> Exercise directions
Set down, exactly as written, only the lines starting with the one that holds "Clone this screenshot in HTML." and ending with the one that holds "水で洗浄してください。".
-- Begin Records to use --
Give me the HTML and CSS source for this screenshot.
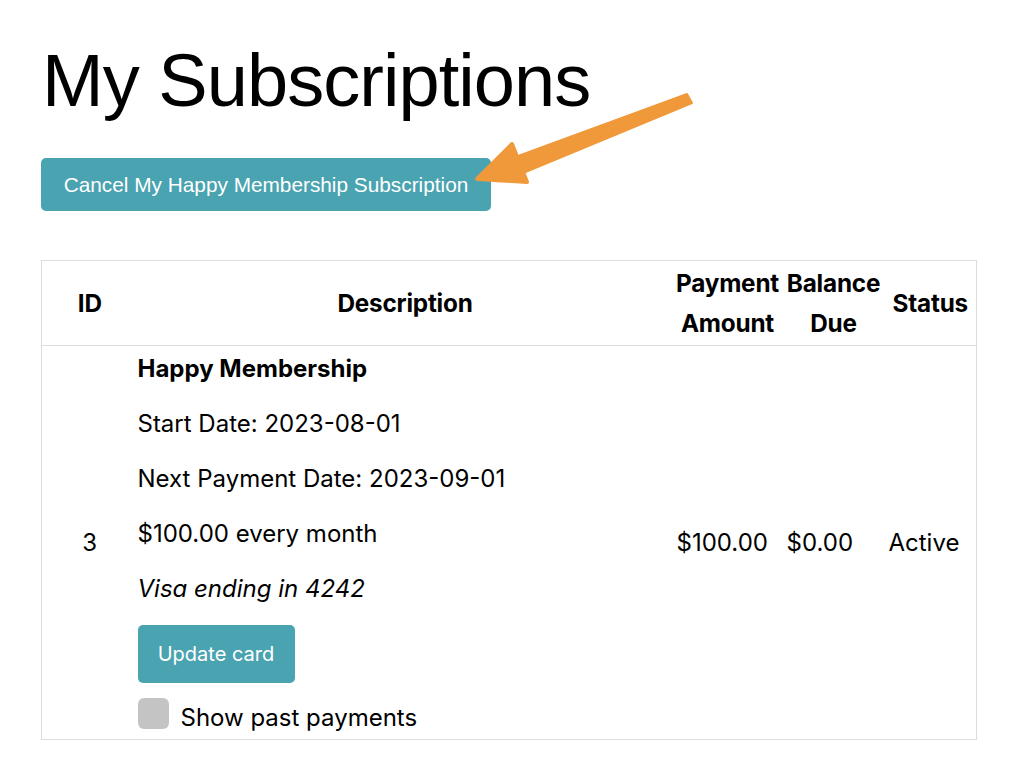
-- End Records to use --
-- Begin Records to use --
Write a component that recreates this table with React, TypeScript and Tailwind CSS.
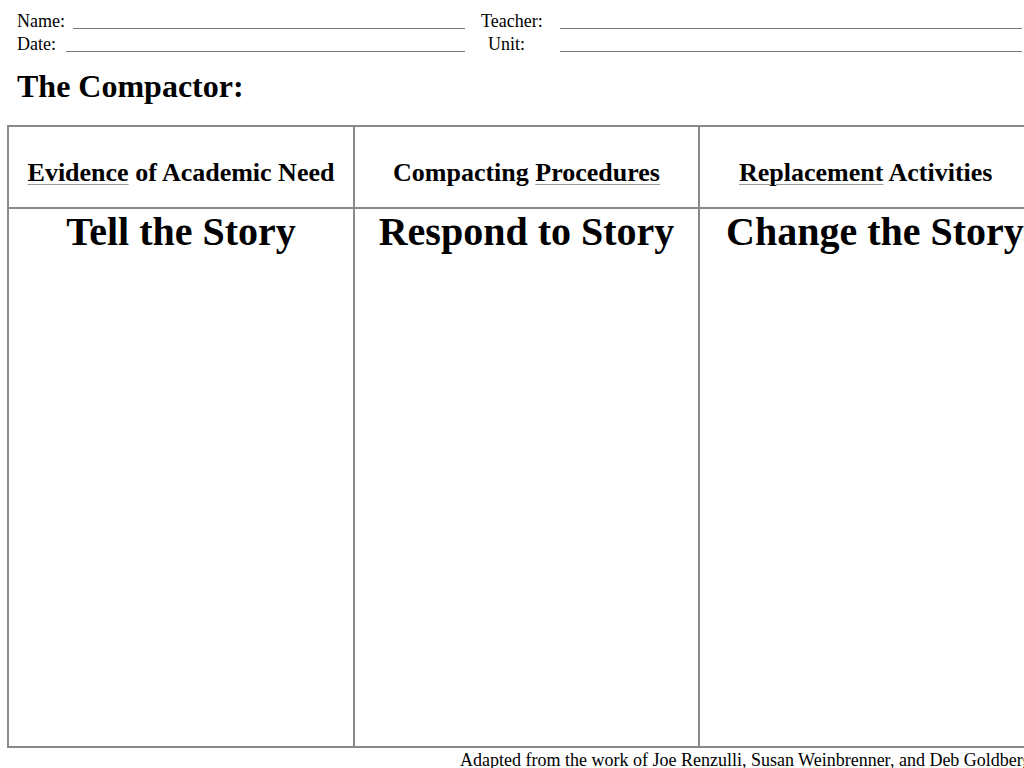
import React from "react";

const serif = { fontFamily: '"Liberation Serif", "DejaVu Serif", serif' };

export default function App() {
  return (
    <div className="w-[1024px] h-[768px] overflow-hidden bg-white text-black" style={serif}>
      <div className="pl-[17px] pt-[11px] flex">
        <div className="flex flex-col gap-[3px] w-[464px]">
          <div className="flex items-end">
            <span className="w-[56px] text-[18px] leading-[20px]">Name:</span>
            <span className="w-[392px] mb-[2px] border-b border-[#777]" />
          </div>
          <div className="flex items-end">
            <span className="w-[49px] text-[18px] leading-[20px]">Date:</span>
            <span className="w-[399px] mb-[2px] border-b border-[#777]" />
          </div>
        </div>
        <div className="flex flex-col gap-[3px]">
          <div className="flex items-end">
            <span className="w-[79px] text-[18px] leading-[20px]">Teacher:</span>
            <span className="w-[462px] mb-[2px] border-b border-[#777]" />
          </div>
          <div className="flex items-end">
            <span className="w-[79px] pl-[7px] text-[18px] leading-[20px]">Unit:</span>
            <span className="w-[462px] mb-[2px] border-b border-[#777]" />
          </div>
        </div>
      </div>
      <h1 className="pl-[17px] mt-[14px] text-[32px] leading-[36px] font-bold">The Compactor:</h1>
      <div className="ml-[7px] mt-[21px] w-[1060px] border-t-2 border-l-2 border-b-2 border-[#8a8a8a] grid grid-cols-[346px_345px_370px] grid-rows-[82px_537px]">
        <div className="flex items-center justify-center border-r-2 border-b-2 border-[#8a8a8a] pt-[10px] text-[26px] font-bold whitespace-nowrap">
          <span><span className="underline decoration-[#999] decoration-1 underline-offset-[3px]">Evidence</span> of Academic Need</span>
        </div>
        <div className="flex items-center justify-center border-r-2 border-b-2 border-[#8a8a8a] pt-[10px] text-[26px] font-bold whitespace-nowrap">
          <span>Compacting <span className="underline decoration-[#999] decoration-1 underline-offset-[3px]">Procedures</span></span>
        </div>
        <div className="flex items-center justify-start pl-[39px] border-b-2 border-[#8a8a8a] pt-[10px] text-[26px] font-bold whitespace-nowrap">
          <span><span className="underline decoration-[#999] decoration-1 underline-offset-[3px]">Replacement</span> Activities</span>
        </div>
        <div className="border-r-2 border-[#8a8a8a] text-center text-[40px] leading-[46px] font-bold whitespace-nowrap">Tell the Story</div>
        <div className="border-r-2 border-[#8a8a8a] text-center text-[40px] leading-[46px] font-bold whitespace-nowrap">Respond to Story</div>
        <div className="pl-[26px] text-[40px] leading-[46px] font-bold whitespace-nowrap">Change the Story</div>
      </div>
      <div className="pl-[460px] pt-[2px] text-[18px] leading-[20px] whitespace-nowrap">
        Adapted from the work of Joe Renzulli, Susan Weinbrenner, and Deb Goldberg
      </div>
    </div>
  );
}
-- End Records to use --
-- Begin Records to use --
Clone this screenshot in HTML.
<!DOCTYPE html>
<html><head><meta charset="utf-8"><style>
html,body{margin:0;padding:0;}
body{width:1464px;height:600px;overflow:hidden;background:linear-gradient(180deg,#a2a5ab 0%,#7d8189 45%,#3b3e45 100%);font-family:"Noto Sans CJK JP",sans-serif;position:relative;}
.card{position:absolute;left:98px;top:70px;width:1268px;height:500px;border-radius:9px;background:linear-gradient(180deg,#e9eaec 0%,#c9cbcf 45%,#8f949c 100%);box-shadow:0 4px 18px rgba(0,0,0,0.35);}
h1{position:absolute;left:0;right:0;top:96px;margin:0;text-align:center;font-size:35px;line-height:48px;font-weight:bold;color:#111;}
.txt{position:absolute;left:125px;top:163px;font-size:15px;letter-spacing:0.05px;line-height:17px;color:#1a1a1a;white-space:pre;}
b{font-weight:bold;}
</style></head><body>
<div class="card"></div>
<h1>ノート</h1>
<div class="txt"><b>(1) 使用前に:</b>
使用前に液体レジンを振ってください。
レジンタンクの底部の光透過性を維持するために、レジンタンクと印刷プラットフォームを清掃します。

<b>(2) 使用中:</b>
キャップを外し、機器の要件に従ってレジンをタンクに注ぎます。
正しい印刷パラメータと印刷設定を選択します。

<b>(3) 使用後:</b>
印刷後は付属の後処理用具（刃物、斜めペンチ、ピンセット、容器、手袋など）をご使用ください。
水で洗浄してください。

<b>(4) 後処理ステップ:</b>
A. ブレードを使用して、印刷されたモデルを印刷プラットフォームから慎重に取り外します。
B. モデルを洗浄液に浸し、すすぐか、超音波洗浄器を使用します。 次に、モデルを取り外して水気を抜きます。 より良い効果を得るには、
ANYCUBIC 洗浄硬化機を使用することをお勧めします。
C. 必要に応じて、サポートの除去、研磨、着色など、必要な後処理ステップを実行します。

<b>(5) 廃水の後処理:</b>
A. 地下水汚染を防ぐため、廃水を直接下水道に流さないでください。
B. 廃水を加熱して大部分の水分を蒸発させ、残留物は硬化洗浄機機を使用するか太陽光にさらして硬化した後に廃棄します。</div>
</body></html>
-- End Records to use --
> Exercise response
Clone this screenshot in HTML.
<!DOCTYPE html>
<html><head><meta charset="utf-8"><style>
html,body{margin:0;padding:0;}
body{width:1464px;height:600px;overflow:hidden;background:linear-gradient(180deg,#a2a5ab 0%,#7d8189 45%,#3b3e45 100%);font-family:"Noto Sans CJK JP",sans-serif;position:relative;}
.card{position:absolute;left:98px;top:70px;width:1268px;height:500px;border-radius:9px;background:linear-gradient(180deg,#e9eaec 0%,#c9cbcf 45%,#8f949c 100%);box-shadow:0 4px 18px rgba(0,0,0,0.35);}
h1{position:absolute;left:0;right:0;top:96px;margin:0;text-align:center;font-size:35px;line-height:48px;font-weight:bold;color:#111;}
.txt{position:absolute;left:125px;top:163px;font-size:15px;letter-spacing:0.05px;line-height:17px;color:#1a1a1a;white-space:pre;}
b{font-weight:bold;}
</style></head><body>
<div class="card"></div>
<h1>ノート</h1>
<div class="txt"><b>(1) 使用前に:</b>
使用前に液体レジンを振ってください。
レジンタンクの底部の光透過性を維持するために、レジンタンクと印刷プラットフォームを清掃します。

<b>(2) 使用中:</b>
キャップを外し、機器の要件に従ってレジンをタンクに注ぎます。
正しい印刷パラメータと印刷設定を選択します。

<b>(3) 使用後:</b>
印刷後は付属の後処理用具（刃物、斜めペンチ、ピンセット、容器、手袋など）をご使用ください。
水で洗浄してください。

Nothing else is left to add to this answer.